Mourvedre is a meaty, full-bodied red wine. It is also a grape. Mourvedre is used in the South of France primarily as a blending varietal with Grenache and Syrah. The Mourvedre adds tannins and structure, along with flavors of dark red berries, spices like cinnamon and black pepper, and herbs such as thyme. The grape can also add a floral note, usually in the form of violets. Moreover, Mourvedre is second only to Syrah as the darkest colored wine.

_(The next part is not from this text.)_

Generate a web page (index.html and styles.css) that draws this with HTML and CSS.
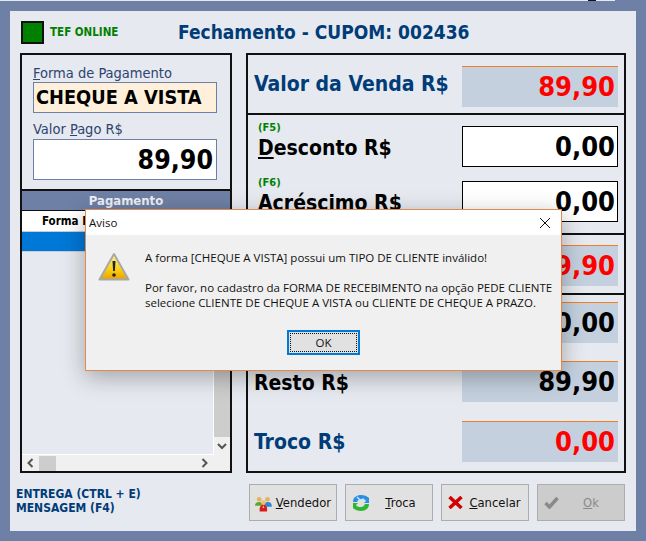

If you’re a Cabernet lover you’ll probably find Mourvedre quite appealing. In the seaside Bandol area (not far from St Tropez), Mourvedre is produced as a 100% varietal. These wines can be killer. Domaine Tempier and Chateau Pibarnon are the perennial faves although their prices have escalated the last few years as these wines continue to become more popular.
Although Mourvedre is most known for making concentrated reds, there are also wonderful Rosés from the varietal being made in the South of France. Domaine Lafage Miraflors is a solid bet for less than $20. Tempier makes at outrageously good rendition but its price is double Lafage’s Miraflors at about $40.
Why not try something new this autumn?